Problem to solve: Write out the opening lines of the data word for word, up to and including the line with "240, 250, 260];", and leave every picture and every later line out.

Dataset content:
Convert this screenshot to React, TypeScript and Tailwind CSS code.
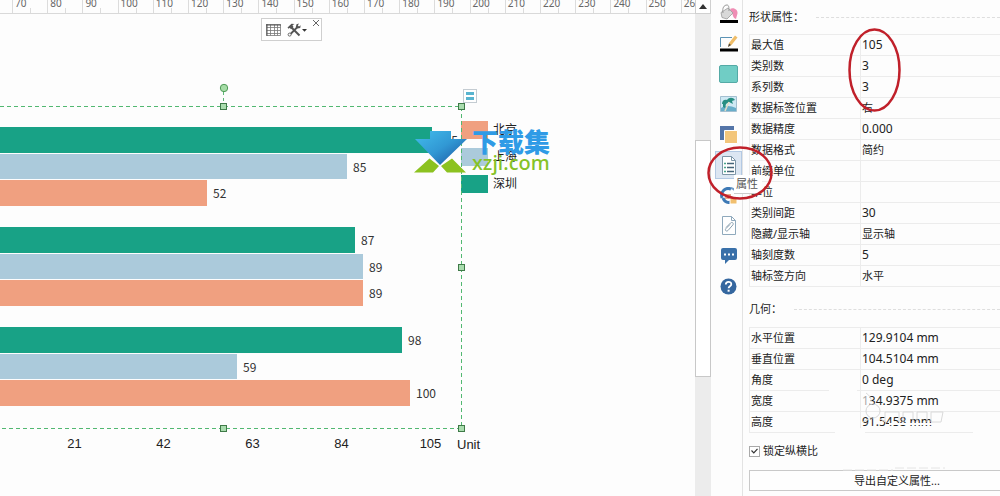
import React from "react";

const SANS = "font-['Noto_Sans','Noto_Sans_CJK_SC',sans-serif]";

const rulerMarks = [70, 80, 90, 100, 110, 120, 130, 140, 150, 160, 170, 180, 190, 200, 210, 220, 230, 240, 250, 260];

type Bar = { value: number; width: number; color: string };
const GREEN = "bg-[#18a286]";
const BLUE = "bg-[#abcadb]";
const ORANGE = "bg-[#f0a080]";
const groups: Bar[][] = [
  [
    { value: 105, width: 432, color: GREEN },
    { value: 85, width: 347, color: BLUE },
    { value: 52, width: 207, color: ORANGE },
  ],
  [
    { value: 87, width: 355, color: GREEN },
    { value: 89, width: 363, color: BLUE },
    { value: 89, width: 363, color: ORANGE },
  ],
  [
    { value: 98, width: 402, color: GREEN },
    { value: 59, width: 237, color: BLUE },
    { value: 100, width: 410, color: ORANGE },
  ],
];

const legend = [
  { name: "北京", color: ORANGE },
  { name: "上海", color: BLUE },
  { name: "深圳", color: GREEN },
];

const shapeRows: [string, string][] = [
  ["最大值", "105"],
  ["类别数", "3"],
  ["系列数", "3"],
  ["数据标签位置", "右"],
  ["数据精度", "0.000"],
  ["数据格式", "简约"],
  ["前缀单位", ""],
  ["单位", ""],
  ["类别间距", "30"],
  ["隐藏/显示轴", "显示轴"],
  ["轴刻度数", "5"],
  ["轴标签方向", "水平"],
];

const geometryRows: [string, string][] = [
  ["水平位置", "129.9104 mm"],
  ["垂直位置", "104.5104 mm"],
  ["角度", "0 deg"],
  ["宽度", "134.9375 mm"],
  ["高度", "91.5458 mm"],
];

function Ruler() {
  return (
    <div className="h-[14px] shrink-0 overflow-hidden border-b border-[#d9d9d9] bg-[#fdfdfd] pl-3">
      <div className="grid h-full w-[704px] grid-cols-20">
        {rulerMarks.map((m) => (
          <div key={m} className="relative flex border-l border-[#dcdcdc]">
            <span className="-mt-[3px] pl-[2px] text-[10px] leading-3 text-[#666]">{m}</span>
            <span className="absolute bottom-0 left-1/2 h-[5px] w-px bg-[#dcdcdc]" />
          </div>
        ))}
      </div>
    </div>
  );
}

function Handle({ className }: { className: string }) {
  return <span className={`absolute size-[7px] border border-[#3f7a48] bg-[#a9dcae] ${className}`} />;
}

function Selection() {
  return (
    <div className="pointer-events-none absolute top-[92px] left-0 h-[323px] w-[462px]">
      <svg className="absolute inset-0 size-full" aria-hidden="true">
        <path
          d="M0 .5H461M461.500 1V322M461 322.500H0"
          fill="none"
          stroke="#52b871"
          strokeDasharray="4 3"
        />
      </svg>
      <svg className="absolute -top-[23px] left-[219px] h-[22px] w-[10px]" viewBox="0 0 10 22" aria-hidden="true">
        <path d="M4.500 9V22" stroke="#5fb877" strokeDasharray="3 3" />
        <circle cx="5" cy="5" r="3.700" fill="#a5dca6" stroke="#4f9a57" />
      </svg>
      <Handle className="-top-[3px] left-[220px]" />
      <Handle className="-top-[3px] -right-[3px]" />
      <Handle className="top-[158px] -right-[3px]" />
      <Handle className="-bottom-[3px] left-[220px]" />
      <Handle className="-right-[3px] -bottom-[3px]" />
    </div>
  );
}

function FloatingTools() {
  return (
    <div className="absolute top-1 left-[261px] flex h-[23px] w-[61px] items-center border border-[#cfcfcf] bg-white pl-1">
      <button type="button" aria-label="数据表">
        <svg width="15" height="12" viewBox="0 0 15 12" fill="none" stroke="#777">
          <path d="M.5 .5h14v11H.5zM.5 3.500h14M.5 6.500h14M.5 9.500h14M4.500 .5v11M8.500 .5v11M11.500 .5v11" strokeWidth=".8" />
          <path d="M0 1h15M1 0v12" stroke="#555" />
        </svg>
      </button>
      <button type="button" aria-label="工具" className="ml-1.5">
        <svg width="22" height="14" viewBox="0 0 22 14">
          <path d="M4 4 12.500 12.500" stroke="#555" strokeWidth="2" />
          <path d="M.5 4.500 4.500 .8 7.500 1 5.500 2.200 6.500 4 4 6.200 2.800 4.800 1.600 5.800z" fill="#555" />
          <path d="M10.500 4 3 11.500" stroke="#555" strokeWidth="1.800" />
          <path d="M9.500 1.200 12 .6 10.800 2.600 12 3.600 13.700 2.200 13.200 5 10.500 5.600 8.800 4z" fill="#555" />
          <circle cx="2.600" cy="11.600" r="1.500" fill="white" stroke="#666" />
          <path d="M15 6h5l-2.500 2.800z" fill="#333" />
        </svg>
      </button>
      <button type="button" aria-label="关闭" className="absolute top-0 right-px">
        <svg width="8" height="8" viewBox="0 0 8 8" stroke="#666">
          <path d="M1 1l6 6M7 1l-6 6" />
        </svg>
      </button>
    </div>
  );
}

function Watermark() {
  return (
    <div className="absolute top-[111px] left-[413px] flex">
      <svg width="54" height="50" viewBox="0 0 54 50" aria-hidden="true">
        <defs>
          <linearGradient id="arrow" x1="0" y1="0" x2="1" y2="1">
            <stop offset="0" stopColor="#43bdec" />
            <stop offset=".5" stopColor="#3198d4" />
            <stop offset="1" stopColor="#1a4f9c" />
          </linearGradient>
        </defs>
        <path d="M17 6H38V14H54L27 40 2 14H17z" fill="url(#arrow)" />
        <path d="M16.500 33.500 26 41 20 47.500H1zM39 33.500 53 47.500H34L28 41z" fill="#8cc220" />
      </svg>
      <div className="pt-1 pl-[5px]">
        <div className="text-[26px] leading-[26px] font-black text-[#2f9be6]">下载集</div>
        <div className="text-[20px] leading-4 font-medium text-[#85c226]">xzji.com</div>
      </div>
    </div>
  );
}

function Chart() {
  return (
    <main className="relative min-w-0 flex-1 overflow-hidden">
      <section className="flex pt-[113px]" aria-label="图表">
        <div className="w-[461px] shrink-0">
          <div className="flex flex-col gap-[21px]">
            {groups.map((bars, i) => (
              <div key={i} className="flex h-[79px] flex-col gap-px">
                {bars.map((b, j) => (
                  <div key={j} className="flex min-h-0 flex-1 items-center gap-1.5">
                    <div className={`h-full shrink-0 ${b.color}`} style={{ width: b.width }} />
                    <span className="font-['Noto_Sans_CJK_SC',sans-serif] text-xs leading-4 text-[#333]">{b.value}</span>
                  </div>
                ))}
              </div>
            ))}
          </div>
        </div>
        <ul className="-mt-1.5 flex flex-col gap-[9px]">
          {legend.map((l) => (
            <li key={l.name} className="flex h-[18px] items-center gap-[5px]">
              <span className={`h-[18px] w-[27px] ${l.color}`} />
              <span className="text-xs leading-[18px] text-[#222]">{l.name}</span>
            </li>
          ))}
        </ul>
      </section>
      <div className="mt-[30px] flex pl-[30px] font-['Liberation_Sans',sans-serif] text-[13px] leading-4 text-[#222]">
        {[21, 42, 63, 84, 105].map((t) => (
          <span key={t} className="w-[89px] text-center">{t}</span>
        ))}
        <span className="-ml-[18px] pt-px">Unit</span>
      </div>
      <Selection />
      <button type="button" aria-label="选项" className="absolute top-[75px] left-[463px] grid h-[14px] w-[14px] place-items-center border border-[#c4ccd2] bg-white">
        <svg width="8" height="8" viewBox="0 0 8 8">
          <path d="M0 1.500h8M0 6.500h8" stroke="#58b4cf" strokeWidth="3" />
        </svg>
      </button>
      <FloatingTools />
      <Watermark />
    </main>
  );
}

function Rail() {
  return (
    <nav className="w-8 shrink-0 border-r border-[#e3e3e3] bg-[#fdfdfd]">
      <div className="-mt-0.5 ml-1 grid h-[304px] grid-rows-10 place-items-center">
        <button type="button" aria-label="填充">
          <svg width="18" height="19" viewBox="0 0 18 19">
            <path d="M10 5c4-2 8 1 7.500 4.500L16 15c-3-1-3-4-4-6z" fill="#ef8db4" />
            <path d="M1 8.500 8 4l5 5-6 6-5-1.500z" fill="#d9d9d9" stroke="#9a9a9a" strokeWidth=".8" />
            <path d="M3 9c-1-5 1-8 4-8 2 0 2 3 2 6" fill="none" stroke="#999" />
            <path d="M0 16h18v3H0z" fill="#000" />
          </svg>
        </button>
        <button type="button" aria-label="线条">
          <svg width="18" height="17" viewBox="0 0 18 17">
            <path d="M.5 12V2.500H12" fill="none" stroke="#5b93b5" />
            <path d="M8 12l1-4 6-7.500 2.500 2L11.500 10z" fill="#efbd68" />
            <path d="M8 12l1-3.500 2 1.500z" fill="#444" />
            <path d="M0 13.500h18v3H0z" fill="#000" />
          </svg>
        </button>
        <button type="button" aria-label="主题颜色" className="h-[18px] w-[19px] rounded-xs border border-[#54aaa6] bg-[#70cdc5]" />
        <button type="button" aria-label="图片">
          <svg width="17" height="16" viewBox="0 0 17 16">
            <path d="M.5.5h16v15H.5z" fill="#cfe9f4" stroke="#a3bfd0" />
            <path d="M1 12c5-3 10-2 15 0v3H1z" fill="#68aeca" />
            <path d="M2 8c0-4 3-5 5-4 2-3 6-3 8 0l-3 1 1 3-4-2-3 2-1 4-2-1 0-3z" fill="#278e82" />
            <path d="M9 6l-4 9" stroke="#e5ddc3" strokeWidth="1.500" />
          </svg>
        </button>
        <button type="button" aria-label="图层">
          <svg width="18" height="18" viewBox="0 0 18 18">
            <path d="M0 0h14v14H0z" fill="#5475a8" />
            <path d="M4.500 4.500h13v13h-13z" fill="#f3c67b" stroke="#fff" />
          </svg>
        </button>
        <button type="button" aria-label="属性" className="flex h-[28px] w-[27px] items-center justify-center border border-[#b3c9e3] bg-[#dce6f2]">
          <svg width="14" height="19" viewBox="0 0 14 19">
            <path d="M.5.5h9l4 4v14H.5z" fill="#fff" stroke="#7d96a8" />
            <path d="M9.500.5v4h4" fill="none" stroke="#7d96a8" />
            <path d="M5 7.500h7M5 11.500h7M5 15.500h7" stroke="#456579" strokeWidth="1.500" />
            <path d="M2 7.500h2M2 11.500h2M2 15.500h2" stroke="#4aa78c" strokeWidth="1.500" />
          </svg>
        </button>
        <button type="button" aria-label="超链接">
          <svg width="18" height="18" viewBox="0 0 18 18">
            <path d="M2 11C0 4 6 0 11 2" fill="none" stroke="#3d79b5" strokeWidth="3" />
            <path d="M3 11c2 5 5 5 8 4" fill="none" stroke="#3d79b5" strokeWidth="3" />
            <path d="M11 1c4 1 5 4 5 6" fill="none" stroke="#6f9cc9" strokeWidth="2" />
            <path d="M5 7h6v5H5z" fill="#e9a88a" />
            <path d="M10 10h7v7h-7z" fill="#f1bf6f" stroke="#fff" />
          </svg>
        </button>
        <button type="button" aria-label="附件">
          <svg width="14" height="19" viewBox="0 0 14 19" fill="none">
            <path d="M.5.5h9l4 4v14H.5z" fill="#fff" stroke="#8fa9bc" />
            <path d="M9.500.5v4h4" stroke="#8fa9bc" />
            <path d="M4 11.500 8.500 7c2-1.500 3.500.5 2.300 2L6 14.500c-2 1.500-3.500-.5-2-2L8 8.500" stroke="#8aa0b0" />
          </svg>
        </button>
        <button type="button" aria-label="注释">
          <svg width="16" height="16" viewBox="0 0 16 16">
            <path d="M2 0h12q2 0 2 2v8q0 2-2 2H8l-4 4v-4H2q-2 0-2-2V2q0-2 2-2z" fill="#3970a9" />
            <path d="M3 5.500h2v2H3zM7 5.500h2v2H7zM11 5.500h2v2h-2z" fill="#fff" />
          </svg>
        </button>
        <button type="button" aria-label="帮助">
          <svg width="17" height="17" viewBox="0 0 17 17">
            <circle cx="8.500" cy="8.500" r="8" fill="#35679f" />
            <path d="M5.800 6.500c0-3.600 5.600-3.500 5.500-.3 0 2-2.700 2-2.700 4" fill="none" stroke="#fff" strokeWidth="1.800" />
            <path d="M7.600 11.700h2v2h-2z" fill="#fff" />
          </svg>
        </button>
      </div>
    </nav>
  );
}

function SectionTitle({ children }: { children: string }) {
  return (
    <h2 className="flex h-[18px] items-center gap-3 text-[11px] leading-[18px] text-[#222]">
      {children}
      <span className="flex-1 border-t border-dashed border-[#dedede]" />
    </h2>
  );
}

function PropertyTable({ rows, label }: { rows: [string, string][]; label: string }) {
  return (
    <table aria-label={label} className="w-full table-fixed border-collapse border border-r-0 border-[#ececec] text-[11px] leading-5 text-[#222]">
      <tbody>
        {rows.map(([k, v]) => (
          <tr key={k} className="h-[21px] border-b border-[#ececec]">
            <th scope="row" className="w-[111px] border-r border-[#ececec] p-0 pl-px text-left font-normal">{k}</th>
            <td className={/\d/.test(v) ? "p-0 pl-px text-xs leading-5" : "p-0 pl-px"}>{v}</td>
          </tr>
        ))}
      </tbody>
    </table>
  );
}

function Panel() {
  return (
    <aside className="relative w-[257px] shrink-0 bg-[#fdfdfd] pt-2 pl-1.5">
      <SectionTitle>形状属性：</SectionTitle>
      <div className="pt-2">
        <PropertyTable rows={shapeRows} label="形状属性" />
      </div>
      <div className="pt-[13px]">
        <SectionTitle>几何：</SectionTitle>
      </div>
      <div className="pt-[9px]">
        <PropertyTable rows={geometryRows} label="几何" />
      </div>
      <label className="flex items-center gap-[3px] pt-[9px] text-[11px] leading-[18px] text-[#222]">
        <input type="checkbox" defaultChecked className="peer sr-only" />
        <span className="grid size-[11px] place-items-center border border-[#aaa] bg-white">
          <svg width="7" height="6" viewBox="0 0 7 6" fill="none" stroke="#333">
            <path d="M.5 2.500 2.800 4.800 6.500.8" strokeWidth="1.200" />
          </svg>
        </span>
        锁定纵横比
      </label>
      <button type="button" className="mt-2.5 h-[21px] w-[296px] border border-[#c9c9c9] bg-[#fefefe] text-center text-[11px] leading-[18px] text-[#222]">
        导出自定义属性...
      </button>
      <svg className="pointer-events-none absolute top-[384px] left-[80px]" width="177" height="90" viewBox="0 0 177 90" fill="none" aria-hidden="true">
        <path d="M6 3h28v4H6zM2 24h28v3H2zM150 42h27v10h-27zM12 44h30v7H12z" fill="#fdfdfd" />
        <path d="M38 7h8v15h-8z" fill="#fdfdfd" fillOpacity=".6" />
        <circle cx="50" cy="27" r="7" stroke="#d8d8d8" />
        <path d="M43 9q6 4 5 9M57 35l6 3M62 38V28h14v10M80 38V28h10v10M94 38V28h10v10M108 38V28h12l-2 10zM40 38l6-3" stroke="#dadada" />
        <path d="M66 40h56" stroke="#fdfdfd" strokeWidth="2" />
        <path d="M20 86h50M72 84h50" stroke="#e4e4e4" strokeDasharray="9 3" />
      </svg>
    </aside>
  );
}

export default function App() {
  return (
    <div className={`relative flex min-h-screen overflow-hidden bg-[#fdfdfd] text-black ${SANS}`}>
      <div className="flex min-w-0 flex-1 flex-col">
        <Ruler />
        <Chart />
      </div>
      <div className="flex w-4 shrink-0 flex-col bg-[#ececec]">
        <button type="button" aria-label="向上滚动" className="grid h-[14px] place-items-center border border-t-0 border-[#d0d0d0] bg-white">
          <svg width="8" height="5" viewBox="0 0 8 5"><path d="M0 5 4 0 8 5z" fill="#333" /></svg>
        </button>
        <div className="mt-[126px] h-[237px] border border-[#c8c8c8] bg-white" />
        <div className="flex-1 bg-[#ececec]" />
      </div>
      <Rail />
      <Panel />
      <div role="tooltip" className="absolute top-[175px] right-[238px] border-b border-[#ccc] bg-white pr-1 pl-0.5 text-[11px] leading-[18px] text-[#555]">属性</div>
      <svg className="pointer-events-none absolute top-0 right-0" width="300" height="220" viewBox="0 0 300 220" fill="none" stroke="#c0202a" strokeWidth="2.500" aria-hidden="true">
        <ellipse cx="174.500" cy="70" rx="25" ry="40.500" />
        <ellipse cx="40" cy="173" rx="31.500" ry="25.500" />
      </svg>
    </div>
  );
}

Solution below:
Convert this screenshot to React, TypeScript and Tailwind CSS code.
import React from "react";

const SANS = "font-['Noto_Sans','Noto_Sans_CJK_SC',sans-serif]";

const rulerMarks = [70, 80, 90, 100, 110, 120, 130, 140, 150, 160, 170, 180, 190, 200, 210, 220, 230, 240, 250, 260];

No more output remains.